• _EXERCISE TASK_: Scan the data below for the string "React". Copy every line where it appears.

• _DATA BLOCK_:
........

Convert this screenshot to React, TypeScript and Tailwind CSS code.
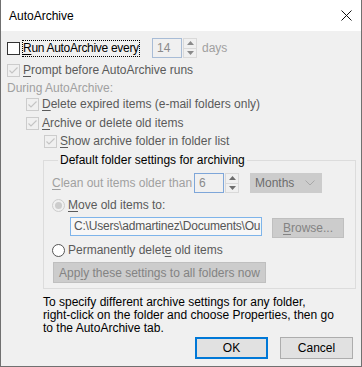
import React from "react";

function Check({ checked = false, disabled = false }: { checked?: boolean; disabled?: boolean }) {
  return (
    <span
      className={
        "w-[13px] h-[13px] shrink-0 border flex items-center justify-center " +
        (disabled ? "border-[#cccccc] bg-[#f0f0f0]" : "border-[#333333] bg-white")
      }
    >
      {checked && (
        <svg width="11" height="11" viewBox="0 0 11 11">
          <polyline points="1.5,5.5 4,8 9.5,2.5" fill="none" stroke={disabled ? "#c4c4c4" : "#333"} strokeWidth="1.1" />
        </svg>
      )}
    </span>
  );
}

function Radio({ checked = false, disabled = false }: { checked?: boolean; disabled?: boolean }) {
  return (
    <span
      className={
        "w-[13px] h-[13px] shrink-0 rounded-full border flex items-center justify-center " +
        (disabled ? "border-[#cccccc] bg-[#f0f0f0]" : "border-[#555555] bg-white")
      }
    >
      {checked && <span className={"w-[7px] h-[7px] rounded-full " + (disabled ? "bg-[#cccccc]" : "bg-[#333]")} />}
    </span>
  );
}

function Spin({ dark = false }: { dark?: boolean }) {
  const c = dark ? "#6d6d6d" : "#8a8a8a";
  return (
    <span className="w-[14px] h-[20px] flex flex-col border border-[#d9d9d9] bg-[#f0f0f0]">
      <span className="flex-1 flex items-center justify-center border-b border-[#d9d9d9]">
        <svg width="7" height="4" viewBox="0 0 7 4">
          <polygon points="0,4 3.5,0 7,4" fill={c} />
        </svg>
      </span>
      <span className="flex-1 flex items-center justify-center">
        <svg width="7" height="4" viewBox="0 0 7 4">
          <polygon points="0,0 3.5,4 7,0" fill={c} />
        </svg>
      </span>
    </span>
  );
}

const U = ({ children }: { children: React.ReactNode }) => <span className="underline underline-offset-[2px]">{children}</span>;

export default function App() {
  return (
    <div className="w-[362px] h-[367px] bg-[#f0f0f0] border-x border-b border-[#707070] font-['Liberation_Sans',Arial,sans-serif] text-[12px] leading-[16px] text-black flex flex-col overflow-hidden">
      {/* Title bar */}
      <div className="h-[31px] shrink-0 bg-white flex items-center justify-between pl-[8px] pr-[9px]">
        <span className="leading-[16px]">AutoArchive</span>
        <svg width="11" height="11" viewBox="0 0 11 11">
          <line x1="0.5" y1="0.5" x2="10.5" y2="10.5" stroke="#111" strokeWidth="1" />
          <line x1="10.5" y1="0.5" x2="0.5" y2="10.5" stroke="#111" strokeWidth="1" />
        </svg>
      </div>

      {/* Row 1 */}
      <div className="mt-[7px] h-[20px] flex items-center pl-[6px]">
        <Check />
        <span className="ml-[2px] h-[17px] w-[118px] border border-dotted border-black leading-[15px] whitespace-nowrap tracking-[-0.3px]">
          <U>R</U>un AutoArchive every
        </span>
        <span className="ml-[12px] w-[30px] h-[20px] border border-[#a8bcd6] bg-[#f0f0f0] text-[#8a8a8a] pl-[4px] leading-[18px]">14</span>
        <span className="ml-[1px]">
          <Spin />
        </span>
        <span className="ml-[5px] text-[#a0a0a0]">days</span>
      </div>

      {/* Prompt */}
      <div className="mt-[4px] h-[16px] flex items-center pl-[6px]">
        <Check checked disabled />
        <span className="ml-[3px] text-[#5a5a5a]">
          <U>P</U>rompt before AutoArchive runs
        </span>
      </div>

      <div className="mt-[2px] h-[16px] flex items-center pl-[6px] text-[#a0a0a0]">During AutoArchive:</div>

      <div className="h-[16px] flex items-center pl-[25px]">
        <Check checked disabled />
        <span className="ml-[3px] text-[#5a5a5a]">
          <U>D</U>elete expired items (e-mail folders only)
        </span>
      </div>

      <div className="mt-[3px] h-[16px] flex items-center pl-[25px]">
        <Check checked disabled />
        <span className="ml-[3px] text-[#5a5a5a]">
          <U>A</U>rchive or delete old items
        </span>
      </div>

      <div className="mt-[2px] h-[16px] flex items-center pl-[43px]">
        <Check checked disabled />
        <span className="ml-[3px] text-[#5a5a5a]">
          <U>S</U>how archive folder in folder list
        </span>
      </div>

      {/* Group */}
      <fieldset className="mt-[3px] ml-[42px] w-[313px] border border-[#dcdcdc] pl-[8px] pb-[5px] border-t">
        <legend className="ml-[6px] px-[2px] leading-[16px] text-black">Default folder settings for archiving</legend>

        <div className="mt-[5px] h-[20px] flex items-center">
          <span className="text-[#a0a0a0] w-[142px] whitespace-nowrap">
            <U>C</U>lean out items older than
          </span>
          <span className="ml-[0px] w-[30px] h-[20px] border border-[#7ea6d9] bg-[#f0f0f0] text-[#8a8a8a] pl-[4px] leading-[18px]">6</span>
          <span className="ml-[1px]">
            <Spin dark />
          </span>
          <span className="ml-[11px] w-[72px] h-[20px] bg-[#cccccc] border border-[#cccccc] text-[#6d6d6d] flex items-center justify-between pl-[4px] pr-[6px]">
            <span>Months</span>
            <svg width="10" height="6" viewBox="0 0 10 6">
              <polyline points="0.5,0.5 5,5 9.5,0.5" fill="none" stroke="#a8a8a8" strokeWidth="1" />
            </svg>
          </span>
        </div>

        <div className="mt-[4px] h-[16px] flex items-center">
          <Radio checked disabled />
          <span className="ml-[3px] text-[#5a5a5a]">
            <U>M</U>ove old items to:
          </span>
        </div>

        <div className="mt-[4px] h-[21px] flex items-start">
          <span className="ml-[18px] w-[192px] h-[19px] border border-[#7eb4ea] bg-[#f7f7f7] text-[#555] pl-[3px] leading-[17px] whitespace-nowrap overflow-hidden tracking-[-0.2px]">
            C:\Users\admartinez\Documents\Ou
          </span>
          <span className="ml-[10px] mt-[1px] w-[72px] h-[20px] bg-[#cccccc] border border-[#bfbfbf] text-[#838383] flex items-center justify-center">
            <span>
              <U>B</U>rowse...
            </span>
          </span>
        </div>

        <div className="mt-[4px] h-[16px] flex items-center">
          <Radio />
          <span className="ml-[3px] text-[#5a5a5a]">
            Permanently delet<U>e</U> old items
          </span>
        </div>

        <div className="mt-[4px] flex">
          <span className="ml-[1px] w-[213px] h-[21px] bg-[#cccccc] border border-[#bfbfbf] text-[#838383] flex items-center justify-center">
            <span>
              App<U>l</U>y these settings to all folders now
            </span>
          </span>
        </div>
      </fieldset>

      <div className="mt-[7px] ml-[42px] leading-[13px] text-black">
        To specify different archive settings for any folder,
        <br />
        right-click on the folder and choose Properties, then go
        <br />
        to the AutoArchive tab.
      </div>

      <div className="mt-[2px] flex justify-end pr-[8px] gap-[12px]">
        <button className="w-[73px] h-[22px] bg-[#e1e1e1] border-2 border-[#0078d7] text-black leading-[16px]">OK</button>
        <button className="w-[73px] h-[22px] bg-[#e1e1e1] border border-[#adadad] text-black leading-[16px]">Cancel</button>
      </div>
    </div>
  );
}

........

• _TASK ANSWER_:
Convert this screenshot to React, TypeScript and Tailwind CSS code.
import React from "react";
const U = ({ children }: { children: React.ReactNode }) => <span className="underline underline-offset-[2px]">{children}</span>;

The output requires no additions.